At last month’s biennial conference of the Society for Research in Child Development, researchers representing three independent and long-running studies on early-childhood programs gathered to present cost-benefit data demonstrating that money spent on preschool can lead to a wide range of positive outcomes.

For example, compared with people who hadn’t attended preschool, participants in the programs were found to be less likely in later life to require special education services, go on welfare, or be arrested for a violent crime. Preschool alumni, the researchers found, also earn more money over their lifetimes than their peers who didn’t attend.

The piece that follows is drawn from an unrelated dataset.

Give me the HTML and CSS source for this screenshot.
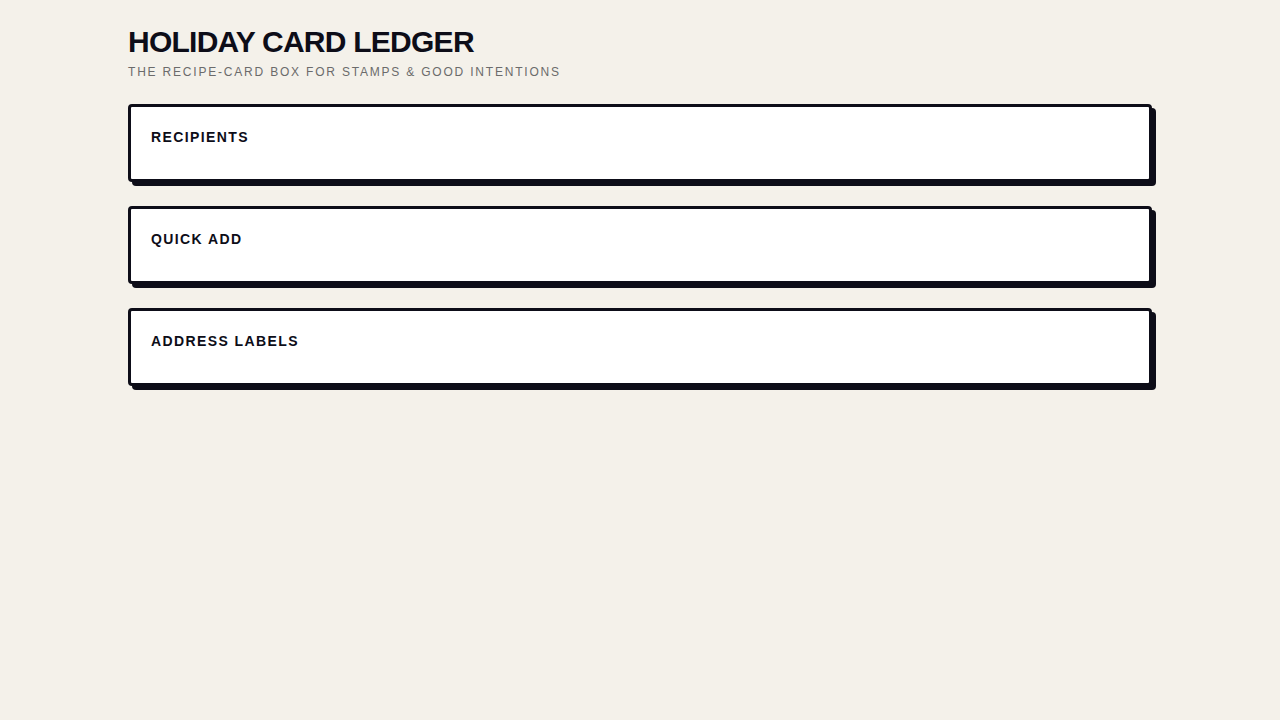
FILE: index.html
```html
<!DOCTYPE html>
<html>
<head>
<meta charset="utf-8">
<link rel="stylesheet" href="styles.css">
</head>
<body>
<main class="page">
  <header class="masthead">
    <h1 class="title">HOLIDAY CARD LEDGER</h1>
    <p class="subtitle">THE RECIPE-CARD BOX FOR STAMPS &amp; GOOD INTENTIONS</p>
  </header>
  <section class="card"><h2 class="card-title">RECIPIENTS</h2></section>
  <section class="card"><h2 class="card-title">QUICK ADD</h2></section>
  <section class="card"><h2 class="card-title">ADDRESS LABELS</h2></section>
</main>
</body>
</html>
```
FILE: styles.css
```css
html, body {
  margin: 0;
  padding: 0;
  background: #f4f1ea;
  font-family: "Liberation Sans", Arial, sans-serif;
  color: #0d0d18;
}
body {
  min-height: 720px;
}
.page {
  width: 1024px;
  margin: 0 auto;
  padding: 24px 0 40px 0;
  display: flex;
  flex-direction: column;
  gap: 24px;
}
.masthead {
  display: flex;
  flex-direction: column;
}
.title {
  margin: 0;
  font-size: 30px;
  line-height: 36px;
  font-weight: 700;
  letter-spacing: -0.75px;
}
.subtitle {
  margin: 4px 0 0 0;
  font-size: 12px;
  line-height: 16px;
  letter-spacing: 1.8px;
  color: #6b6b6b;
}
.card {
  background: #ffffff;
  border: 3px solid #0d0d18;
  border-radius: 4px;
  box-shadow: 4px 4px 0 #0d0d18;
  padding: 20px 20px 32px 20px;
}
.card-title {
  margin: 0;
  font-size: 14px;
  line-height: 20px;
  font-weight: 700;
  letter-spacing: 1.4px;
}
```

The programs studied were the High/Scope Perry Preschool in Ypsilanti, Mich., the Carolina Abecedarian preschool program in Chapel Hill, N.C., and the Chicago Child-Parent Centers.

Aid From Initiative

In addition to the Los Angeles County effort, other local commissions across California are identifying preschool as a top priority for funds under Proposition 10, a ballot initiative passed by California citizens in 1998. The measure, spearheaded by the actor-director Rob Reiner, uses a 50-cent-a-pack tax on cigarettes to help pay for health, education, and other services for children from birth through age 5.

In San Mateo County, just south of San Francisco, for example, the children and families commission plans to allocate $1 million each year for the next 10 years toward expanding access to preschool—first for 4-year-olds and then for 3-year-olds.

Lois Salisbury, the director of the children, families, and communities program at the Packard Foundation, sees more local commissions taking a similar tack.

“I’m quite sure,” she said, “there will be some other major counties coming on line soon.”